White Waltham, Berkshire

The land surrounding Waltham Place supported a manor from the earliest days. In the Domsday Book, there is mention of a manor at Waltham, which was held by Chertsey Abbey. It answered for ten hides and included a small church that is thought to be incorporated into the current Church of St. Mary's.

By the 15th Century Waltham Manor, or Waltham, was held in the possession of Roger Waltham and this manor house occupied the site of the present house. From Roger Waltham the manor passed into the hands of the Windsor family.

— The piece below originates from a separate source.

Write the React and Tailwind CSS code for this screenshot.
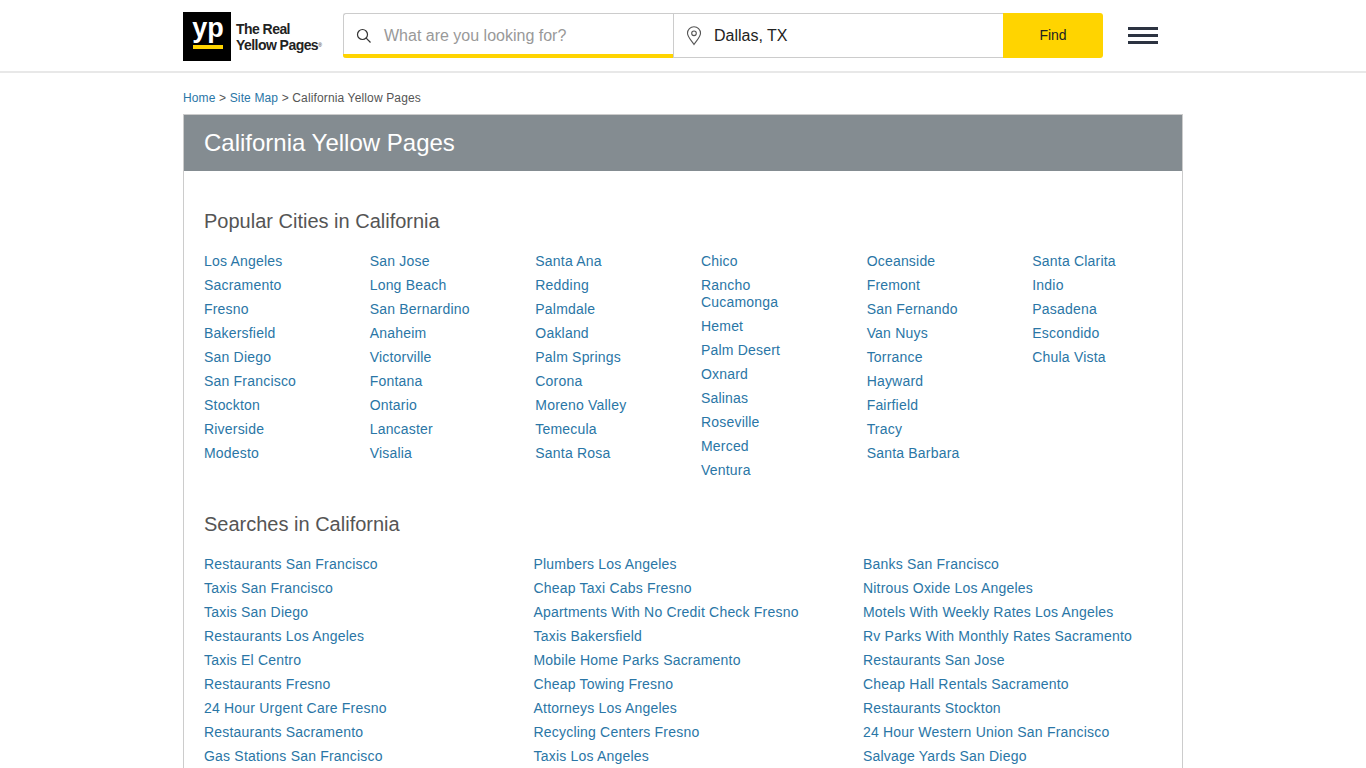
const cities = [
  ["Los Angeles","Sacramento","Fresno","Bakersfield","San Diego","San Francisco","Stockton","Riverside","Modesto"],
  ["San Jose","Long Beach","San Bernardino","Anaheim","Victorville","Fontana","Ontario","Lancaster","Visalia"],
  ["Santa Ana","Redding","Palmdale","Oakland","Palm Springs","Corona","Moreno Valley","Temecula","Santa Rosa"],
  ["Chico","Rancho Cucamonga","Hemet","Palm Desert","Oxnard","Salinas","Roseville","Merced","Ventura"],
  ["Oceanside","Fremont","San Fernando","Van Nuys","Torrance","Hayward","Fairfield","Tracy","Santa Barbara"],
  ["Santa Clarita","Indio","Pasadena","Escondido","Chula Vista"],
];
const searches = [
  ["Restaurants San Francisco","Taxis San Francisco","Taxis San Diego","Restaurants Los Angeles","Taxis El Centro","Restaurants Fresno","24 Hour Urgent Care Fresno","Restaurants Sacramento","Gas Stations San Francisco"],
  ["Plumbers Los Angeles","Cheap Taxi Cabs Fresno","Apartments With No Credit Check Fresno","Taxis Bakersfield","Mobile Home Parks Sacramento","Cheap Towing Fresno","Attorneys Los Angeles","Recycling Centers Fresno","Taxis Los Angeles"],
  ["Banks San Francisco","Nitrous Oxide Los Angeles","Motels With Weekly Rates Los Angeles","Rv Parks With Monthly Rates Sacramento","Restaurants San Jose","Cheap Hall Rentals Sacramento","Restaurants Stockton","24 Hour Western Union San Francisco","Salvage Yards San Diego"],
];

function Column({ items, width }) {
  return (
    <ul className={`${width} shrink-0 flex flex-col`}>
      {items.map((t) => (
        <li key={t} className="mb-[7px] pr-[40px] text-[14px] leading-[17px] tracking-[0.2px] text-[#2a76a6]">
          <a href="#">{t}</a>
        </li>
      ))}
    </ul>
  );
}

export default function App() {
  return (
    <div className="font-['Liberation_Sans',Arial,sans-serif] bg-white min-h-screen">
      <header className="h-[73px] border-b-2 border-[#e8e8e8] bg-white">
        <div className="w-[1000px] mx-auto flex items-start pt-[12px]">
          <div className="flex items-center w-[160px]">
            <div className="w-[48px] h-[49px] bg-black flex flex-col items-center shrink-0 pl-[2px]">
              <span className="text-white font-bold text-[27px] leading-[28px] mt-[2px]">yp</span>
              <span className="w-[30px] h-[4px] bg-[#ffd400] mt-[3px]"></span>
            </div>
            <div className="ml-[5px] text-[14px] leading-[16px] font-bold text-[#222] tracking-[-0.55px] whitespace-nowrap">
              <div>The Real</div>
              <div>Yellow Pages<sup className="text-[5px] font-normal">®</sup></div>
            </div>
          </div>
          <div className="flex h-[45px] mt-[1px] w-[760px]">
            <div className="w-[330px] border border-[#ccc] border-r-0 border-b-0 rounded-tl-[3px] rounded-bl-[3px] flex items-center relative bg-white">
              <svg width="16" height="16" viewBox="0 0 16 16" fill="none" stroke="#333" strokeWidth="1.2" className="ml-[12px]">
                <circle cx="6.5" cy="6.5" r="5" />
                <path d="M10.2 10.2 L14.5 14.5" />
              </svg>
              <span className="ml-[12px] text-[16px] text-[#999]">What are you looking for?</span>
              <div className="absolute left-[-1px] right-0 bottom-0 h-[4px] bg-[#ffd400] rounded-bl-[3px]"></div>
            </div>
            <div className="w-[330px] border border-[#ccc] border-r-0 flex items-center bg-white">
              <svg width="16" height="20" viewBox="0 0 16 20" fill="none" stroke="#555" strokeWidth="1.1" className="ml-[12px]">
                <path d="M8 18.5 C5.5 14.5 1.5 11 1.5 7.3 A6.5 6.5 0 0 1 14.5 7.3 C14.5 11 10.5 14.5 8 18.5 Z" />
                <circle cx="8" cy="7.3" r="2.3" />
              </svg>
              <span className="ml-[12px] text-[16px] text-[#222]">Dallas, TX</span>
            </div>
            <div className="w-[100px] bg-[#ffd400] rounded-r-[3px] flex items-center justify-center text-[14px] text-[#222]">Find</div>
          </div>
          <div className="ml-[25px] mt-[15px] w-[30px] flex flex-col gap-[4px]">
            <span className="h-[3px] bg-[#2c3341]"></span>
            <span className="h-[3px] bg-[#2c3341]"></span>
            <span className="h-[3px] bg-[#2c3341]"></span>
          </div>
        </div>
      </header>

      <main className="w-[1000px] mx-auto">
        <div className="pt-[18px] h-[41px] text-[12px] leading-[14px] tracking-[0.14px] text-[#555]">
          <a className="text-[#2a76a6]">Home</a> &gt; <a className="text-[#2a76a6]">Site Map</a> &gt; California Yellow Pages
        </div>
        <section className="border border-[#ccc]">
          <h1 className="h-[56px] bg-[#848c91] text-white text-[24px] leading-[56px] pl-[20px]">California Yellow Pages</h1>
          <div className="pl-[20px] pt-[37px] pb-[40px]">
            <h2 className="text-[20px] leading-[26px] text-[#555] mb-[19px]">Popular Cities in California</h2>
            <div className="flex">
              {cities.map((c, i) => <Column key={i} items={c} width="w-[165.67px]" />)}
            </div>
            <h2 className="text-[20px] leading-[26px] text-[#555] mt-[25px] mb-[19px]">Searches in California</h2>
            <div className="flex">
              {searches.map((c, i) => <Column key={i} items={c} width="w-[329.5px]" />)}
            </div>
          </div>
        </section>
      </main>
    </div>
  );
}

Renamed the Manor of Windsors it remained in the Windsor family until 1589 when Henry, Lord Windsor, sold it to Roger Higgs. In the inquisition taken upon Roger Higgs' death in 1612 the property was described as 'the capital messuage or farm called the Hill Farm or Windsors'. Higgs held a further messuage called Fishers or Thame and another called Cusmans, with land called Pinknors, Shepferd's Croft and Hawkyns in White Waltham. His son, Roger, then fourteen, was given as his heir, but Windsors, alias Waltham, was bequeathed to John Higgs, also known as Redferne, the eldest son of his wife Alice. He, in turn, conveyed it to John Sharp and others in 1615 to pay his father's debts.

In 1624 William Blake, who conveyed it that year to Roger Gardiner, a citizen of London, held the property. Gardiner rebuilt the house in about 1634 and leased it in 1653 to Sir Paul Neile, the son of Richard Neile, Archbishop of York. Paul's son, William Neile, was the astronomer and mathematician and he built an observatory at Hill House, as Waltham was then called, and died there in 1670 of a broken heart over an unhappy love affair. Following his death Gardiner sold the estate to Edward Pownall and from him it passed to Francis Cherry in 1678. His son then resold the property in 1744 to James Theobold who changed the name from Hill House to Waltham Place. More recent owners were the Ellis and Byam Davies families.

Waltham Place is s private residence. The Gardens are open to the public on weekday afternoons throughout the Summer.